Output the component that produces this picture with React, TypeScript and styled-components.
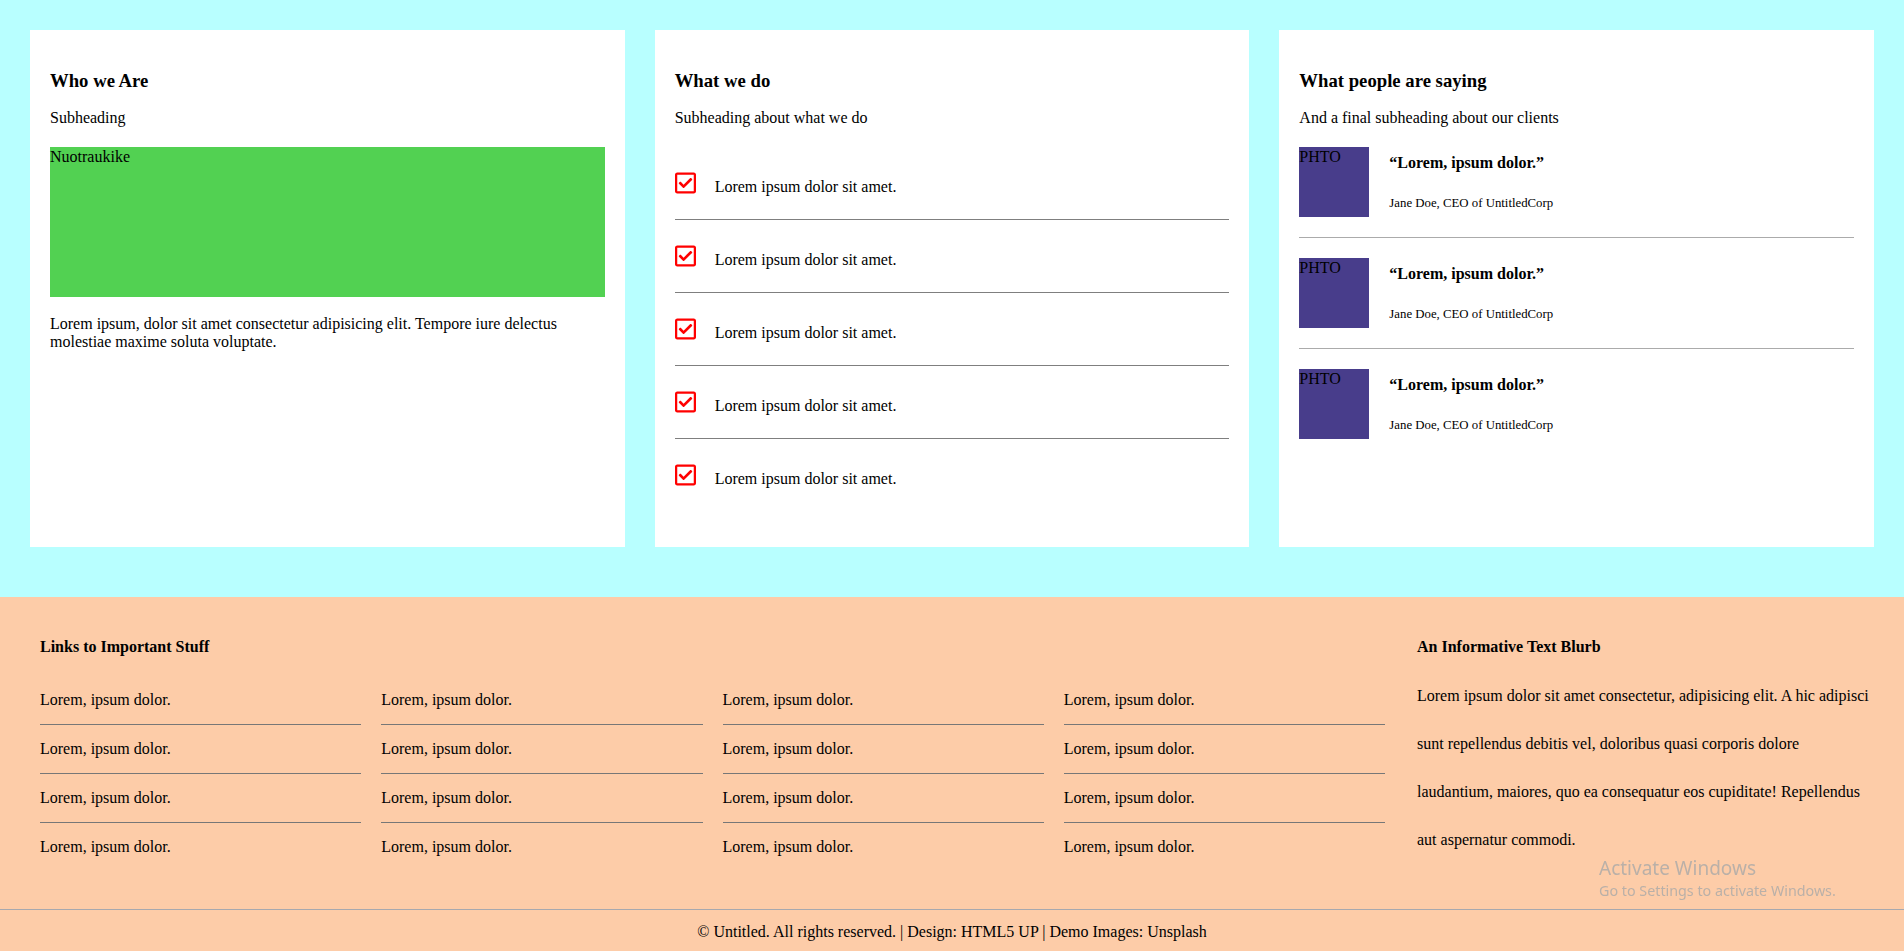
import React from "react";
import styled, { createGlobalStyle } from "styled-components";
import { FaRegCheckSquare } from "react-icons/fa";

const GlobalStyle = createGlobalStyle`
  *, *::before, *::after { box-sizing: border-box; }
  html, body {
    margin: 0;
    padding: 0;
    background: #fdcca8;
  }
  body {
    font-family: "Liberation Serif", "Times New Roman", serif;
    font-size: 16px;
    color: #000;
  }
`;

const Page = styled.div`
  display: flex;
  flex-direction: column;
`;

const Features = styled.section`
  background: #b8ffff;
  padding: 30px 30px 50px;
  display: grid;
  grid-template-columns: repeat(3, minmax(0, 1fr));
  gap: 30px;
  align-items: stretch;
`;

const Card = styled.article`
  background: #ffffff;
  padding: 20px;
`;

const CardTitle = styled.h3`
  font-size: 18.72px;
  font-weight: bold;
  margin: 19.5px 0 17.94px;
`;

const Subheading = styled.p`
  margin: 0 0 20px;
`;

const PhotoBlock = styled.div<{ $bg: string; $w: string; $h: string }>`
  background: ${(p) => p.$bg};
  width: ${(p) => p.$w};
  height: ${(p) => p.$h};
  flex-shrink: 0;
`;

const PhotoLabel = styled.span`
  display: block;
  padding-top: 1px;
`;

const BodyText = styled.p`
  margin: 18px 0 0;
`;

const CheckList = styled.ul`
  list-style: none;
  margin: 0 0 16px;
  padding: 0;
`;

const CheckItem = styled.li`
  padding: 23.5px 0;
  border-bottom: 1px solid #7f7f7f;
  &:last-child {
    border-bottom: none;
  }
`;

const CheckIcon = styled(FaRegCheckSquare)`
  width: 21px;
  height: 24px;
  color: #ff0000;
  vertical-align: -3px;
`;

const CheckText = styled.span`
  margin-left: 19px;
`;

const Testimonials = styled.ul`
  list-style: none;
  margin: 0;
  padding: 0;
`;

const Testimonial = styled.li`
  display: flex;
  align-items: flex-start;
  gap: 20px;
  padding: 20px 0;
  border-bottom: 1px solid #ababab;
  &:first-child {
    padding-top: 0;
  }
  &:last-child {
    border-bottom: none;
  }
`;

const QuoteCol = styled.div`
  padding-top: 6.5px;
`;

const Quote = styled.h4`
  font-size: 16px;
  font-weight: bold;
  margin: 0 0 24.5px;
`;

const Author = styled.p`
  font-size: 12.8px;
  margin: 0;
`;

const Footer = styled.footer`
  background: #fdcca8;
`;

const FooterMain = styled.div`
  display: grid;
  grid-template-columns: minmax(0, 1fr) 456px;
  column-gap: 32px;
  padding: 41px 31px 38.3px 40px;
`;

const FooterHeading = styled.h4`
  font-size: 16px;
  font-weight: bold;
  margin: 0 0 19.5px;
`;

const LinkGrid = styled.div`
  display: grid;
  grid-template-columns: repeat(4, minmax(0, 1fr));
  column-gap: 20px;
`;

const LinkList = styled.ul`
  list-style: none;
  margin: 0;
  padding: 0;
`;

const LinkItem = styled.li`
  padding: 15.5px 0 14.5px;
  border-bottom: 1px solid #777777;
  &:last-child {
    border-bottom: none;
  }
`;

const Blurb = styled.p`
  margin: -3.5px 0 0;
  line-height: 48px;
`;

const Copyright = styled.div`
  border-top: 1px solid #a7a8ae;
  padding: 13px 0 7px;
  text-align: center;
`;

const Watermark = styled.div`
  position: fixed;
  left: 1599px;
  top: 856px;
  font-family: "Noto Sans", "Open Sans", sans-serif;
  color: #bab0a8;
  pointer-events: none;
`;

const WatermarkTitle = styled.div`
  font-size: 19px;
  line-height: 25px;
`;

const WatermarkSub = styled.div`
  font-size: 14.3px;
  line-height: 20px;
`;

const checks = Array.from({ length: 5 }, () => "Lorem ipsum dolor sit amet.");
const quotes = Array.from({ length: 3 }, () => ({
  quote: "\u201cLorem, ipsum dolor.\u201d",
  author: "Jane Doe, CEO of UntitledCorp",
}));
const linkColumns = Array.from({ length: 4 }, () =>
  Array.from({ length: 4 }, () => "Lorem, ipsum dolor.")
);

export default function App() {
  return (
    <Page>
      <GlobalStyle />
      <Features>
        <Card>
          <CardTitle>Who we Are</CardTitle>
          <Subheading>Subheading</Subheading>
          <PhotoBlock $bg="#52d152" $w="100%" $h="150px">
            <PhotoLabel>Nuotraukike</PhotoLabel>
          </PhotoBlock>
          <BodyText>
            Lorem ipsum, dolor sit amet consectetur adipisicing elit. Tempore
            iure delectus molestiae maxime soluta voluptate.
          </BodyText>
        </Card>

        <Card>
          <CardTitle>What we do</CardTitle>
          <Subheading>Subheading about what we do</Subheading>
          <CheckList>
            {checks.map((t, i) => (
              <CheckItem key={i}>
                <CheckIcon />
                <CheckText>{t}</CheckText>
              </CheckItem>
            ))}
          </CheckList>
        </Card>

        <Card>
          <CardTitle>What people are saying</CardTitle>
          <Subheading>And a final subheading about our clients</Subheading>
          <Testimonials>
            {quotes.map((q, i) => (
              <Testimonial key={i}>
                <PhotoBlock $bg="#483d8b" $w="70px" $h="70px">
                  <PhotoLabel>PHTO</PhotoLabel>
                </PhotoBlock>
                <QuoteCol>
                  <Quote>{q.quote}</Quote>
                  <Author>{q.author}</Author>
                </QuoteCol>
              </Testimonial>
            ))}
          </Testimonials>
        </Card>
      </Features>

      <Footer>
        <FooterMain>
          <div>
            <FooterHeading>Links to Important Stuff</FooterHeading>
            <LinkGrid>
              {linkColumns.map((col, ci) => (
                <LinkList key={ci}>
                  {col.map((l, li) => (
                    <LinkItem key={li}>{l}</LinkItem>
                  ))}
                </LinkList>
              ))}
            </LinkGrid>
          </div>
          <div>
            <FooterHeading>An Informative Text Blurb</FooterHeading>
            <Blurb>
              Lorem ipsum dolor sit amet consectetur, adipisicing elit. A hic
              adipisci sunt repellendus debitis vel, doloribus quasi corporis
              dolore laudantium, maiores, quo ea consequatur eos cupiditate!
              Repellendus aut aspernatur commodi.
            </Blurb>
          </div>
        </FooterMain>
        <Copyright>
          © Untitled. All rights reserved. | Design: HTML5 UP | Demo Images:
          Unsplash
        </Copyright>
      </Footer>

      <Watermark>
        <WatermarkTitle>Activate Windows</WatermarkTitle>
        <WatermarkSub>Go to Settings to activate Windows.</WatermarkSub>
      </Watermark>
    </Page>
  );
}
============
▶ **What is being asked**
Copy out all of the material exactly as written, without its pictures.

▶ **Solution to this exercise**
Output the component that produces this picture with React, TypeScript and styled-components.
import React from "react";
import styled, { createGlobalStyle } from "styled-components";
import { FaRegCheckSquare } from "react-icons/fa";

const GlobalStyle = createGlobalStyle`
  *, *::before, *::after { box-sizing: border-box; }
  html, body {
    margin: 0;
    padding: 0;
    background: #fdcca8;
  }
  body {
    font-family: "Liberation Serif", "Times New Roman", serif;
    font-size: 16px;
    color: #000;
  }
`;

const Page = styled.div`
  display: flex;
  flex-direction: column;
`;

const Features = styled.section`
  background: #b8ffff;
  padding: 30px 30px 50px;
  display: grid;
  grid-template-columns: repeat(3, minmax(0, 1fr));
  gap: 30px;
  align-items: stretch;
`;

const Card = styled.article`
  background: #ffffff;
  padding: 20px;
`;

const CardTitle = styled.h3`
  font-size: 18.72px;
  font-weight: bold;
  margin: 19.5px 0 17.94px;
`;

const Subheading = styled.p`
  margin: 0 0 20px;
`;

const PhotoBlock = styled.div<{ $bg: string; $w: string; $h: string }>`
  background: ${(p) => p.$bg};
  width: ${(p) => p.$w};
  height: ${(p) => p.$h};
  flex-shrink: 0;
`;

const PhotoLabel = styled.span`
  display: block;
  padding-top: 1px;
`;

const BodyText = styled.p`
  margin: 18px 0 0;
`;

const CheckList = styled.ul`
  list-style: none;
  margin: 0 0 16px;
  padding: 0;
`;

const CheckItem = styled.li`
  padding: 23.5px 0;
  border-bottom: 1px solid #7f7f7f;
  &:last-child {
    border-bottom: none;
  }
`;

const CheckIcon = styled(FaRegCheckSquare)`
  width: 21px;
  height: 24px;
  color: #ff0000;
  vertical-align: -3px;
`;

const CheckText = styled.span`
  margin-left: 19px;
`;

const Testimonials = styled.ul`
  list-style: none;
  margin: 0;
  padding: 0;
`;

const Testimonial = styled.li`
  display: flex;
  align-items: flex-start;
  gap: 20px;
  padding: 20px 0;
  border-bottom: 1px solid #ababab;
  &:first-child {
    padding-top: 0;
  }
  &:last-child {
    border-bottom: none;
  }
`;

const QuoteCol = styled.div`
  padding-top: 6.5px;
`;

const Quote = styled.h4`
  font-size: 16px;
  font-weight: bold;
  margin: 0 0 24.5px;
`;

const Author = styled.p`
  font-size: 12.8px;
  margin: 0;
`;

const Footer = styled.footer`
  background: #fdcca8;
`;

const FooterMain = styled.div`
  display: grid;
  grid-template-columns: minmax(0, 1fr) 456px;
  column-gap: 32px;
  padding: 41px 31px 38.3px 40px;
`;

const FooterHeading = styled.h4`
  font-size: 16px;
  font-weight: bold;
  margin: 0 0 19.5px;
`;

const LinkGrid = styled.div`
  display: grid;
  grid-template-columns: repeat(4, minmax(0, 1fr));
  column-gap: 20px;
`;

const LinkList = styled.ul`
  list-style: none;
  margin: 0;
  padding: 0;
`;

const LinkItem = styled.li`
  padding: 15.5px 0 14.5px;
  border-bottom: 1px solid #777777;
  &:last-child {
    border-bottom: none;
  }
`;

const Blurb = styled.p`
  margin: -3.5px 0 0;
  line-height: 48px;
`;

const Copyright = styled.div`
  border-top: 1px solid #a7a8ae;
  padding: 13px 0 7px;
  text-align: center;
`;

const Watermark = styled.div`
  position: fixed;
  left: 1599px;
  top: 856px;
  font-family: "Noto Sans", "Open Sans", sans-serif;
  color: #bab0a8;
  pointer-events: none;
`;

const WatermarkTitle = styled.div`
  font-size: 19px;
  line-height: 25px;
`;

const WatermarkSub = styled.div`
  font-size: 14.3px;
  line-height: 20px;
`;

const checks = Array.from({ length: 5 }, () => "Lorem ipsum dolor sit amet.");
const quotes = Array.from({ length: 3 }, () => ({
  quote: "\u201cLorem, ipsum dolor.\u201d",
  author: "Jane Doe, CEO of UntitledCorp",
}));
const linkColumns = Array.from({ length: 4 }, () =>
  Array.from({ length: 4 }, () => "Lorem, ipsum dolor.")
);

export default function App() {
  return (
    <Page>
      <GlobalStyle />
      <Features>
        <Card>
          <CardTitle>Who we Are</CardTitle>
          <Subheading>Subheading</Subheading>
          <PhotoBlock $bg="#52d152" $w="100%" $h="150px">
            <PhotoLabel>Nuotraukike</PhotoLabel>
          </PhotoBlock>
          <BodyText>
            Lorem ipsum, dolor sit amet consectetur adipisicing elit. Tempore
            iure delectus molestiae maxime soluta voluptate.
          </BodyText>
        </Card>

        <Card>
          <CardTitle>What we do</CardTitle>
          <Subheading>Subheading about what we do</Subheading>
          <CheckList>
            {checks.map((t, i) => (
              <CheckItem key={i}>
                <CheckIcon />
                <CheckText>{t}</CheckText>
              </CheckItem>
            ))}
          </CheckList>
        </Card>

        <Card>
          <CardTitle>What people are saying</CardTitle>
          <Subheading>And a final subheading about our clients</Subheading>
          <Testimonials>
            {quotes.map((q, i) => (
              <Testimonial key={i}>
                <PhotoBlock $bg="#483d8b" $w="70px" $h="70px">
                  <PhotoLabel>PHTO</PhotoLabel>
                </PhotoBlock>
                <QuoteCol>
                  <Quote>{q.quote}</Quote>
                  <Author>{q.author}</Author>
                </QuoteCol>
              </Testimonial>
            ))}
          </Testimonials>
        </Card>
      </Features>

      <Footer>
        <FooterMain>
          <div>
            <FooterHeading>Links to Important Stuff</FooterHeading>
            <LinkGrid>
              {linkColumns.map((col, ci) => (
                <LinkList key={ci}>
                  {col.map((l, li) => (
                    <LinkItem key={li}>{l}</LinkItem>
                  ))}
                </LinkList>
              ))}
            </LinkGrid>
          </div>
          <div>
            <FooterHeading>An Informative Text Blurb</FooterHeading>
            <Blurb>
              Lorem ipsum dolor sit amet consectetur, adipisicing elit. A hic
              adipisci sunt repellendus debitis vel, doloribus quasi corporis
              dolore laudantium, maiores, quo ea consequatur eos cupiditate!
              Repellendus aut aspernatur commodi.
            </Blurb>
          </div>
        </FooterMain>
        <Copyright>
          © Untitled. All rights reserved. | Design: HTML5 UP | Demo Images:
          Unsplash
        </Copyright>
      </Footer>

      <Watermark>
        <WatermarkTitle>Activate Windows</WatermarkTitle>
        <WatermarkSub>Go to Settings to activate Windows.</WatermarkSub>
      </Watermark>
    </Page>
  );
}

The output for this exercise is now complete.